[START]

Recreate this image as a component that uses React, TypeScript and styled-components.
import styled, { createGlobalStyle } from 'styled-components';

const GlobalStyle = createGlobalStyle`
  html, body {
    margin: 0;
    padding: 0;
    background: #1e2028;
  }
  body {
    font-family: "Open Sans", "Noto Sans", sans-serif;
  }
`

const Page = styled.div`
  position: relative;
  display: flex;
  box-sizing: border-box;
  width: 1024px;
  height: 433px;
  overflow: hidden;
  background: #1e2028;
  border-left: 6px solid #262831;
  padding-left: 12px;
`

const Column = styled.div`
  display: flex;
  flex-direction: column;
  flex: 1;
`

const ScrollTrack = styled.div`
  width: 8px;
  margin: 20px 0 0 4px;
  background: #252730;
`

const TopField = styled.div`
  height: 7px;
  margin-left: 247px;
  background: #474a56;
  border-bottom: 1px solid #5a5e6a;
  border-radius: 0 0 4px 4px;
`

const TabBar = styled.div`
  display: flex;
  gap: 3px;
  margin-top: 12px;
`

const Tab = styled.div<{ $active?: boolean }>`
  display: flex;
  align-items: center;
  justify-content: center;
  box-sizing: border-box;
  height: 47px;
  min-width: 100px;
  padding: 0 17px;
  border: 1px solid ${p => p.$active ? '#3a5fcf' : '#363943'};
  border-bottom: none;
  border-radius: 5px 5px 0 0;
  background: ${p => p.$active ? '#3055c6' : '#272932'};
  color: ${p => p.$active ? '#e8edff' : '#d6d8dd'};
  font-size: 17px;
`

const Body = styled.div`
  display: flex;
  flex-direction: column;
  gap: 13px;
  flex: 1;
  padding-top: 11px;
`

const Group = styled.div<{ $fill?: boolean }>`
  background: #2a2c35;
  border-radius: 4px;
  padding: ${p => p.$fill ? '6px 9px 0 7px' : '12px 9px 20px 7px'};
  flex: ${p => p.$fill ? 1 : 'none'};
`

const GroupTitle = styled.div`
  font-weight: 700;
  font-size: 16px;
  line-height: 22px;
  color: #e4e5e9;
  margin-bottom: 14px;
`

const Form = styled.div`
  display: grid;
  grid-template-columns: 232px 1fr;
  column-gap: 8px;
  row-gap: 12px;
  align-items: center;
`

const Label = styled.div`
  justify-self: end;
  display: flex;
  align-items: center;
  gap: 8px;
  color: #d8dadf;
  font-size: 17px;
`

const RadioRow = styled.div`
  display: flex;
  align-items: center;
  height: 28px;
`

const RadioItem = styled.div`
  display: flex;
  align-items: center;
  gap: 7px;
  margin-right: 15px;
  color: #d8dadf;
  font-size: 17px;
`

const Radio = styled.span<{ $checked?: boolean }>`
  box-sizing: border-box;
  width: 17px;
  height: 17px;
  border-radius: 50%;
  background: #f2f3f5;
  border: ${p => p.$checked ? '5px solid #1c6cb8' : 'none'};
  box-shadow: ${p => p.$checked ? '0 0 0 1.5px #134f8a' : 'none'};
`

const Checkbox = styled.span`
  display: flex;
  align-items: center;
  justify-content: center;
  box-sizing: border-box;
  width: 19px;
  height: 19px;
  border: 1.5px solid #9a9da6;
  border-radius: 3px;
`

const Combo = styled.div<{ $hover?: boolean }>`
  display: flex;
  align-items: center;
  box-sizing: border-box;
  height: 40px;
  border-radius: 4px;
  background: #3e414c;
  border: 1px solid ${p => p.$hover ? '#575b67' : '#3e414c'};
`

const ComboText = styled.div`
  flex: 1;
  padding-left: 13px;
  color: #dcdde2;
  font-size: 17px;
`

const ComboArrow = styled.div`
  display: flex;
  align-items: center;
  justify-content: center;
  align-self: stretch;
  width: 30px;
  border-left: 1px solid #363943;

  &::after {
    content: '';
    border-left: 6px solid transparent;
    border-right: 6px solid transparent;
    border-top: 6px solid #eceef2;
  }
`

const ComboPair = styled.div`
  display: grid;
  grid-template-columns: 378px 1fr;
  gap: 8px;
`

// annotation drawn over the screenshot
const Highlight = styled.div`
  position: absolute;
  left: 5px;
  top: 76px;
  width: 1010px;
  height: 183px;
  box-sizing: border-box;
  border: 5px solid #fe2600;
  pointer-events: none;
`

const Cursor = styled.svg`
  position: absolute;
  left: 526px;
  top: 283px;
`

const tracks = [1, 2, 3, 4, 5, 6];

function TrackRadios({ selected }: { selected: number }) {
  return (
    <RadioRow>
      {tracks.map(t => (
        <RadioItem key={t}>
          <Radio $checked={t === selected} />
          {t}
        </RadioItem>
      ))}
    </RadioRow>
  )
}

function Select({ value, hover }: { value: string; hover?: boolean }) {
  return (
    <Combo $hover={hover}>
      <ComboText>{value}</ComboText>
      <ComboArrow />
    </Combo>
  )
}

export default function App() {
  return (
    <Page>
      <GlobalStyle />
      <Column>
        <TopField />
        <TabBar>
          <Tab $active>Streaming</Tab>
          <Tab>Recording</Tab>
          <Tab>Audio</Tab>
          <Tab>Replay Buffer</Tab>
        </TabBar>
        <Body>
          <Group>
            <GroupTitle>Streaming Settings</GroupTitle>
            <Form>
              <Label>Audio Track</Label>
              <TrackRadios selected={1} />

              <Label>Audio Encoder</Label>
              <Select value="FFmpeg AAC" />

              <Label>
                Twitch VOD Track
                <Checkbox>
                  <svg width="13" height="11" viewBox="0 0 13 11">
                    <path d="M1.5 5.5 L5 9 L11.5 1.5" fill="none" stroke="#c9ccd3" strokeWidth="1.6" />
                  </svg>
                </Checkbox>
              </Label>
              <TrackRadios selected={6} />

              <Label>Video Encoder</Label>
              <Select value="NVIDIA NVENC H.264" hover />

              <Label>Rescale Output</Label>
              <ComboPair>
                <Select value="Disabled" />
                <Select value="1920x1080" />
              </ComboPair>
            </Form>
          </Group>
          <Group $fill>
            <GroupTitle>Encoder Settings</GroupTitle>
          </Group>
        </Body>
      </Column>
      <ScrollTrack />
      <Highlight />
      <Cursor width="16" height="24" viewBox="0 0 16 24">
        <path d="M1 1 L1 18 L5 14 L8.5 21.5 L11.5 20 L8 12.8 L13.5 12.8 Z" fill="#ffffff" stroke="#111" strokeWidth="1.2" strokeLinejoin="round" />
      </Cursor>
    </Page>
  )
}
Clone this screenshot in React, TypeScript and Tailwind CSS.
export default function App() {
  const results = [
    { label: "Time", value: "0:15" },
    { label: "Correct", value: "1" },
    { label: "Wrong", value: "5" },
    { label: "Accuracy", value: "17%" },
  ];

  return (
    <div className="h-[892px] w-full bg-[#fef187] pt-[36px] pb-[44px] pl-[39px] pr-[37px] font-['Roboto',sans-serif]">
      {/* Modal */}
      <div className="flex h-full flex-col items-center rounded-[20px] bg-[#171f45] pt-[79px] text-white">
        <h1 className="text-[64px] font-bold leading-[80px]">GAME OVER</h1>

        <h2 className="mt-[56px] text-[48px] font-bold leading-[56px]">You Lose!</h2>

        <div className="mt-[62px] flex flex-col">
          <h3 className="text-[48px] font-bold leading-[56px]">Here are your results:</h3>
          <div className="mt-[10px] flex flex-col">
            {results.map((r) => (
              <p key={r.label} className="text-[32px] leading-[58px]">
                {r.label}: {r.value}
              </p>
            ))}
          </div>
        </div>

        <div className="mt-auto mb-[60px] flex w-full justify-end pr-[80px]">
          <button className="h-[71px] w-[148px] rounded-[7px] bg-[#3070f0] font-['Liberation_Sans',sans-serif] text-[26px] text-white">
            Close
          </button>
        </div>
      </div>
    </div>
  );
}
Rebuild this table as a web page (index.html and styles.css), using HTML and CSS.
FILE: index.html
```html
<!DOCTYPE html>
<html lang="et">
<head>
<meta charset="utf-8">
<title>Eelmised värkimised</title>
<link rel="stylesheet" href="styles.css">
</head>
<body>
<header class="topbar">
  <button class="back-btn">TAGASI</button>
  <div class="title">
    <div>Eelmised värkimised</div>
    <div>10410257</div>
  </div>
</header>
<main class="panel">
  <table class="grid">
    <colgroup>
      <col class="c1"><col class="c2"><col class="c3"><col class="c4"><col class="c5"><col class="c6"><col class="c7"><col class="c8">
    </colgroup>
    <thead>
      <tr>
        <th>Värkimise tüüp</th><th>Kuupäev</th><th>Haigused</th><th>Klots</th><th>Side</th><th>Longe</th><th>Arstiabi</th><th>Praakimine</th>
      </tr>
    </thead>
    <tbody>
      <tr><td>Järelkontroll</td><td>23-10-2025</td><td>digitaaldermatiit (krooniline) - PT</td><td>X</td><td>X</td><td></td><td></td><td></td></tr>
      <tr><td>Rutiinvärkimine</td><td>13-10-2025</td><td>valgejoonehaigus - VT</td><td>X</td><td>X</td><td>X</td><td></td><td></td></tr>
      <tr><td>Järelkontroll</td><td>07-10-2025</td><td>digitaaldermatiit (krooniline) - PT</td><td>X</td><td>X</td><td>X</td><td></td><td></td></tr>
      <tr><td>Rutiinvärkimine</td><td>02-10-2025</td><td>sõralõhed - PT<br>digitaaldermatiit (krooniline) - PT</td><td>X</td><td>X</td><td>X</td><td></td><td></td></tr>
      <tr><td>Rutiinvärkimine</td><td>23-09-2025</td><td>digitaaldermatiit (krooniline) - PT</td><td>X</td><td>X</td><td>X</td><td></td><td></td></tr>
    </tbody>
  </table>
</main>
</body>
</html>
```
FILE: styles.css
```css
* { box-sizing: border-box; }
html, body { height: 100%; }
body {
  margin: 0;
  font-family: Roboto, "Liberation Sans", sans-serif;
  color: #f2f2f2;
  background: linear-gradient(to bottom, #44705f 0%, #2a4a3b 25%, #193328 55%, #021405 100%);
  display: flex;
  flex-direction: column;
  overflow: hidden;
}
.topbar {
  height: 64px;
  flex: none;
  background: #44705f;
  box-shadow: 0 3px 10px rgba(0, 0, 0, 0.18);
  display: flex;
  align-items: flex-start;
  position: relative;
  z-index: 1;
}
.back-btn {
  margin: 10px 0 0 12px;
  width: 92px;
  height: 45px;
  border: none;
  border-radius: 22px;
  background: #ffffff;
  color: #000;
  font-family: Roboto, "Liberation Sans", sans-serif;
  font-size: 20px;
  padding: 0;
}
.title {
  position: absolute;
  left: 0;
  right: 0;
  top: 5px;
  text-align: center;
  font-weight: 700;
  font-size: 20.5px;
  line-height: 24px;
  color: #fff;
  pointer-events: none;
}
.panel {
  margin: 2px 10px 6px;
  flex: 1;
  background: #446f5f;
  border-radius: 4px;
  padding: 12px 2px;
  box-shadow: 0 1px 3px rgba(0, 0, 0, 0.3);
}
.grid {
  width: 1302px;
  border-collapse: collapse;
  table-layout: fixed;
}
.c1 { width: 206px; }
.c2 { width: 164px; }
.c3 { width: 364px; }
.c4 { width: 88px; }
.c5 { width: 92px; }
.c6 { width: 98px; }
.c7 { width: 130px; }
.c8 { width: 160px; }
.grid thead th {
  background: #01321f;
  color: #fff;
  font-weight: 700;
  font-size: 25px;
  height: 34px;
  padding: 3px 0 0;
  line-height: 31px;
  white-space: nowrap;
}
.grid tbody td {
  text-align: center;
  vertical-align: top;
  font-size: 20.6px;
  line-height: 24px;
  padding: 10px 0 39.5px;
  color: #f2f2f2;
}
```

[END]

AIM OF THE TASK:
Keep only those lines of the records that hold "screenshot", and return them.

SOLVED EXERCISE:
// annotation drawn over the screenshot
Clone this screenshot in React, TypeScript and Tailwind CSS.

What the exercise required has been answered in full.